The denunciation of cannibalism actually takes some editing of western history as well. Until relatively recently, corpse products were added to western medicines surprisingly often. That's cannibalism. As for cannibalism being a fantasy construct - it actually takes privileging certain western constructs to pull something like that off, because the number one source of cannibalism stories are people who supposedly participated in it as either agents or potential dishes. You have to ignore these people and buy another tale entirely, which is that cannibalism is so horrible it could never happen.
None of which is to say that Columbus wasn't a raving liar, and that false allegations of cannibalism are often made, etc...
On a side note to this side note, I've always rather liked the Manifesto Antropofago, by Oswald de Andrade - in Portuguese or English .
Posted by: tco | April 01, 2006 at 04:02 AM
Nate,
I don't think confronting neoliberalism is do-gooderism. It seems to me more like a kind of class war.
And, of course it's the case that there are all sorts of folks working in various capacities in slums all over the world. Not surprisingly, there are conflicts and contestations and disagreements at every level. Davis relies on reports from this work in his book. To this end, his major criticism is with those who emphasize the entrepreneurial potential they find among the garbage pickers and rickshaw drivers.

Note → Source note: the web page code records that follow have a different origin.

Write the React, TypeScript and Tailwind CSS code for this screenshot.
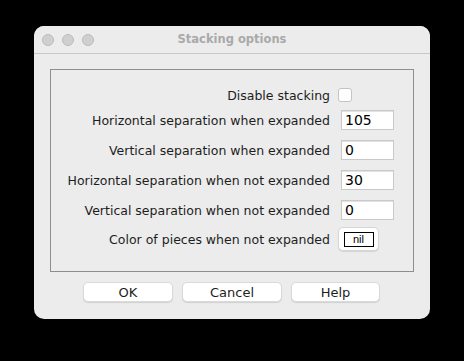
const font = { fontFamily: '"DejaVu Sans", "Liberation Sans", sans-serif' };

function Row({
  label,
  children,
  className = "",
}: {
  label: string;
  children: React.ReactNode;
  className?: string;
}) {
  return (
    <div className={`flex items-center ${className}`}>
      <div className="w-[280px] pr-[1px] pt-[2px] text-right text-[12.5px] text-[#1d1d1d]">{label}</div>
      <div className="ml-[7px] flex items-center">{children}</div>
    </div>
  );
}

function Field({ value }: { value: string }) {
  return (
    <div className="ml-[3px] flex h-[20px] w-[53px] items-center border border-[#c9c9c9] bg-white pl-[3px] text-[14px] text-black shadow-[inset_0_1px_0_#e2e2e2]">
      {value}
    </div>
  );
}

function Btn({ label, w }: { label: string; w: string }) {
  return (
    <button
      className={`${w} h-[20px] rounded-[5px] border border-[#dadada] bg-white text-[13px] text-[#1d1d1d] shadow-[0_1px_1px_rgba(0,0,0,0.12)]`}
    >
      {label}
    </button>
  );
}

export default function App() {
  return (
    <div className="h-[361px] w-[464px] bg-black pl-[34px] pt-[26px]" style={font}>
      <div className="h-[293px] w-[396px] overflow-hidden rounded-[10px] bg-[#ececec]">
        <div className="relative flex h-[28px] items-center justify-center border-b border-[#c8c8c8] bg-[#ececec]">
          <div className="absolute left-[8px] top-[8px] flex gap-[8px]">
            <span className="h-[12px] w-[12px] rounded-full border border-[#bcbcbc] bg-[#cfcfcf]" />
            <span className="h-[12px] w-[12px] rounded-full border border-[#bcbcbc] bg-[#cfcfcf]" />
            <span className="h-[12px] w-[12px] rounded-full border border-[#bcbcbc] bg-[#cfcfcf]" />
          </div>
          <span className="text-[11.5px] font-bold text-[#a9a9a9]">Stacking options</span>
        </div>

        <div className="mx-[16px] mt-[15px] h-[203px] border border-[#8e8e8e] pt-[18px]">
          <Row label="Disable stacking" className="h-[14px]">
            <span className="h-[14px] w-[14px] rounded-[3px] border border-[#c4c4c4] bg-white" />
          </Row>
          <Row label="Horizontal separation when expanded" className="mt-[8px] h-[20px]">
            <Field value="105" />
          </Row>
          <Row label="Vertical separation when expanded" className="mt-[10px] h-[20px]">
            <Field value="0" />
          </Row>
          <Row label="Horizontal separation when not expanded" className="mt-[10px] h-[20px]">
            <Field value="30" />
          </Row>
          <Row label="Vertical separation when not expanded" className="mt-[10px] h-[20px]">
            <Field value="0" />
          </Row>
          <Row label="Color of pieces when not expanded" className="mt-[7px] h-[24px]">
            <div className="flex h-[24px] w-[41px] items-center justify-center rounded-[5px] border border-[#d6d6d6] bg-white shadow-[0_1px_1px_rgba(0,0,0,0.1)]">
              <div
                className="flex h-[15px] w-[30px] items-center justify-center border border-black text-[11px] leading-none text-black"
                style={{ fontFamily: '"Liberation Sans", sans-serif' }}
              >
                nil
              </div>
            </div>
          </Row>
        </div>

        <div className="ml-[49px] mt-[10px] flex gap-[9px]">
          <Btn label="OK" w="w-[90px]" />
          <Btn label="Cancel" w="w-[100px]" />
          <Btn label="Help" w="w-[89px]" />
        </div>
      </div>
    </div>
  );
}
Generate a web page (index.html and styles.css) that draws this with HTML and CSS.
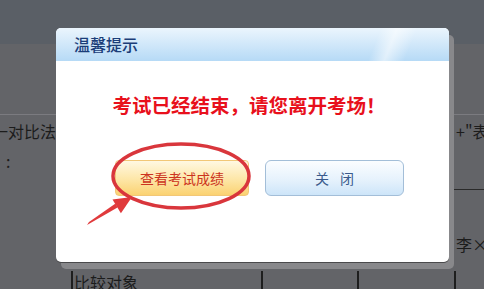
FILE: index.html
```html
<!DOCTYPE html>
<html lang="zh-CN">

<head>
    <meta charset="UTF-8">
    <meta name="viewport" content="width=device-width, initial-scale=1.0">
    <title>温馨提示</title>
    <link rel="stylesheet" href="styles.css">
</head>

<body>

    <!-- pagina de fondo (tabla del examen) -->
    <div class="page">
        <div class="topbar"></div>
        <div class="row row-1">
            <div class="cell cell-main">
                <p class="line line-first">一对比法</p>
                <p class="line line-colon">:</p>
            </div>
            <div class="cell cell-side">
                <p class="line">+"表</p>
            </div>
        </div>
        <div class="row row-2">
            <div class="cell cell-main"></div>
            <div class="cell cell-side cell-top">
                <p class="line">李××</p>
            </div>
        </div>
        <div class="row row-3">
            <div class="cell c1"></div>
            <div class="cell c2">比较对象</div>
            <div class="cell c3"></div>
            <div class="cell c4"></div>
            <div class="cell c5"></div>
        </div>
    </div>

    <!-- dialogo -->
    <div class="dialog">
        <div class="dialog-header">温馨提示</div>
        <div class="dialog-body">
            <p class="message">考试已经结束，请您离开考场！</p>
            <div class="buttons">
                <button class="btn btn-score">查看考试成绩</button>
                <button class="btn btn-close">关 闭</button>
            </div>
        </div>
    </div>

    <!-- marca roja (circulo y flecha) -->
    <svg class="mark" width="484" height="289" viewBox="0 0 484 289">
        <ellipse cx="181" cy="176" rx="68" ry="32" fill="none" stroke="#d9363c" stroke-width="3.5" />
        <polygon points="87,225 89,222 115.5,203.5 117.5,207.5" fill="#e03a3c" />
        <polygon points="132,197 112.5,199.6 120.9,213.2" fill="#e03a3c" />
    </svg>

</body>

</html>
```

FILE: styles.css
```css
body {
    margin: 0;
    width: 484px;
    height: 289px;
    overflow: hidden;
    background-color: #636468;
    font-family: "Noto Sans CJK SC", sans-serif;
    position: relative;
}

.topbar {
    height: 44px;
    background-color: #5a5f66;
    margin-bottom: 70px;
}

.row {
    display: flex;
}

.row-1 {
    height: 74px;
    border-top: 1px solid #7b7b80;
}

.row-2 {
    height: 82px;
}

.row-3 {
    height: 40px;
}

.cell {
    box-sizing: border-box;
    color: #1c1c1c;
    font-size: 16px;
    white-space: nowrap;
    flex-shrink: 0;
}

.cell-main {
    width: 454px;
}

.cell-side {
    flex: 1;
    min-width: 0;
    padding-left: 2px;
}

.cell-top {
    border-top: 1px solid #2a2a2a;
}

.line {
    margin: 6px 0 0;
    line-height: 20px;
}

.line-first {
    text-indent: -8px;
}

.line-colon {
    margin-top: 10px;
    padding-left: 6px;
}

.row-2 .line {
    margin-top: 44px;
}

.c1 {
    width: 71px;
}

.c2 {
    width: 190px;
    border-left: 2px solid #1e1e1e;
    padding: 1px 0 0 1px;
    line-height: 20px;
}

.c3 {
    width: 96px;
    border-left: 2px solid #1e1e1e;
}

.c4 {
    width: 97px;
    border-left: 2px solid #1e1e1e;
}

.c5 {
    flex: 1;
    border-left: 2px solid #1e1e1e;
}

.dialog {
    position: absolute;
    left: 56px;
    top: 28px;
    width: 393px;
    height: 234px;
    background-color: #fff;
    border-radius: 5px;
    box-shadow: 0 1px 0 #4a4a4c, 5px 7px 0 #88888b;
    overflow: hidden;
}

.dialog-header {
    height: 33px;
    line-height: 33px;
    padding-left: 18px;
    color: #1b3d78;
    font-size: 16px;
    font-weight: 500;
    background: linear-gradient(112deg, transparent 80%, rgba(255, 255, 255, 0.55) 84%, transparent 89%),
        linear-gradient(#ebf5fd, #b6daf6);
}

.dialog-body {
    padding-top: 31px;
}

.message {
    margin: 0;
    text-align: center;
    padding-right: 7px;
    color: #e8101c;
    font-size: 19.5px;
    font-weight: bold;
    line-height: 26px;
}

.buttons {
    display: flex;
    gap: 16px;
    padding-left: 59px;
    margin-top: 42px;
}

.btn {
    height: 36px;
    font-family: "Noto Sans CJK SC", sans-serif;
    font-size: 14px;
    cursor: pointer;
    padding: 0;
}

.btn-score {
    width: 134px;
    color: #cc3320;
    border: 1px solid #f2c777;
    border-radius: 4px;
    background: linear-gradient(#fff8e2, #fde6a6 55%, #fbd272);
}

.btn-close {
    width: 139px;
    color: #3b5b8c;
    letter-spacing: 4px;
    padding-left: 4px;
    border: 1px solid #a3bed8;
    border-radius: 6px;
    background: linear-gradient(#fbfdff, #e6f2fc 55%, #cde5f9);
}

.mark {
    position: absolute;
    left: 0;
    top: 0;
    pointer-events: none;
}
```
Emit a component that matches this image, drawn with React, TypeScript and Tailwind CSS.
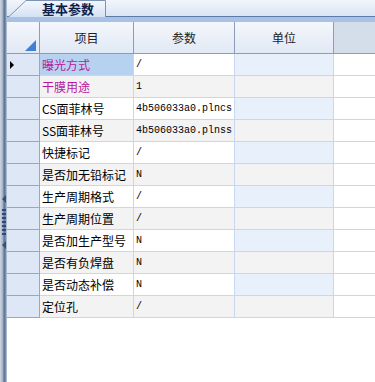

Posted by: Jodi | April 02, 2006 at 06:19 PM
tco--I've long been extremely interested in the Pacific, Melanesia because my father was in a lot of it during WWII, Polynesia because it's part of my own endeavours, so I've been there twice rather recently. Also, knew Tobias Schneebaum in the 70's from Village parties, who died recently, and who lived with cannibals in New Guinea and ate human flesh with them (I don't know how many times, but the sex was more regular than what he'd enjoyed here, at least unless he apparently paid) in the 60's. I think 'Keep the River on Your Right' is about his sojourns in Peru, not New Guinea, but I couldn't get through it. He was rather a sad person, I thought. I never liked that he'd eaten human flesh, but then so what.
Anyway, my father was in the New Hebrides (now Vanuatu), especially Espiritu Santo, and the 1944 Pacific Islands Year Book (published in Sydney and then Fiji until a few years ago) he brought back does speak of 'Malekula, where inter-tribal warfare and cannibalism continue, on occasion.' These are the Big Nambas. David Stanley's Moon Travel Handbook to the South Pacific says that the last recorded case of cannibalism, which was 'frequently practised' among the hereditary chiefs, was in 1969. TMy father did see the penis sheaths worn in the New Hebrides, although I don't know if these were the red ones which supposedly distinguished the Big Nambas (who are still there, but relocated somewhat).
I am very interested in your facts about New Guinea, my father having been in New Britain, Finschafen and Sansapore as well.